** Start Data segment **
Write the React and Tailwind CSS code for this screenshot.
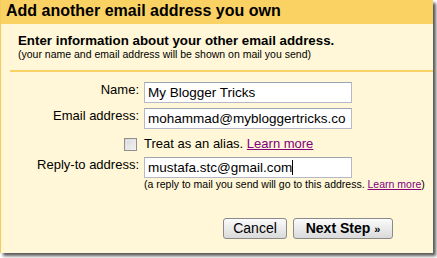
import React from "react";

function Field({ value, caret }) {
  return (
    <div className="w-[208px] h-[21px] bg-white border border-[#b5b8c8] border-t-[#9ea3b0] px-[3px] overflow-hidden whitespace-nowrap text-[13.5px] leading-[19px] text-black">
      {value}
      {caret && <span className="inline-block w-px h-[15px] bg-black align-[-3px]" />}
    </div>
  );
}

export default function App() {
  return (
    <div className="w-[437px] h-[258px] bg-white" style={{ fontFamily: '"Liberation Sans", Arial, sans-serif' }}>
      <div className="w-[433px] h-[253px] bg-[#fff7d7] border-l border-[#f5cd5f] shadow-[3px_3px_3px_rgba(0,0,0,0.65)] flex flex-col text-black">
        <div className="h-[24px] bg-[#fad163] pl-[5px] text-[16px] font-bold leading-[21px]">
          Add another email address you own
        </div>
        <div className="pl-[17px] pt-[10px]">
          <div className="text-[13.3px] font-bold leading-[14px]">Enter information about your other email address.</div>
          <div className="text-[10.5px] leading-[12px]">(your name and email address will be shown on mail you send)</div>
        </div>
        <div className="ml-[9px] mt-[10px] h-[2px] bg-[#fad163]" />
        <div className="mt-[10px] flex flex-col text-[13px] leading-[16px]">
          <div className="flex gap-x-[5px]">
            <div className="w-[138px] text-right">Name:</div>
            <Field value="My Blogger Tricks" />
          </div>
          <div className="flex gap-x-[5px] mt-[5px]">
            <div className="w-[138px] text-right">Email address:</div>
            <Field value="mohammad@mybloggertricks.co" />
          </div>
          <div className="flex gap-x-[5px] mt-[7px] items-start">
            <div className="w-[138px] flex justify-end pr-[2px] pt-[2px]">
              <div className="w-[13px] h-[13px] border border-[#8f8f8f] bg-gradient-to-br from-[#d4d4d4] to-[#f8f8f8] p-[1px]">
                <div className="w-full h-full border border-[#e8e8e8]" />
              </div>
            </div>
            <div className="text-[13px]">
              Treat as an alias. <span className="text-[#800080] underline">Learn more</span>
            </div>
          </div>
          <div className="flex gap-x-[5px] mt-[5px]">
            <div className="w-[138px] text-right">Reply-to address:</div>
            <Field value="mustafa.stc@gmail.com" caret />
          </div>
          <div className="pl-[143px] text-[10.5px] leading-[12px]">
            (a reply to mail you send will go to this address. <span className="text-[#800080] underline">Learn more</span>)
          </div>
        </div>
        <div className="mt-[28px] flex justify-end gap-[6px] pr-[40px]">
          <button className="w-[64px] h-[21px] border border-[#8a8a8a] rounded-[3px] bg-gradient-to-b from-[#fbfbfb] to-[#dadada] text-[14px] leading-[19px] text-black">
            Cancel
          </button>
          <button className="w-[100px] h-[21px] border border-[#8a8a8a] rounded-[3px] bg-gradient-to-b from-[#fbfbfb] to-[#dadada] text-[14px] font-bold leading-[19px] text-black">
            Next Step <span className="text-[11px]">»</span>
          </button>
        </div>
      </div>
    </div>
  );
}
** End Data segment **
Exercise prompt -> Select, from the listing, all lines that include the word "this".

Correct result ->
Write the React and Tailwind CSS code for this screenshot.
            (a reply to mail you send will go to this address. <span className="text-[#800080] underline">Learn more</span>)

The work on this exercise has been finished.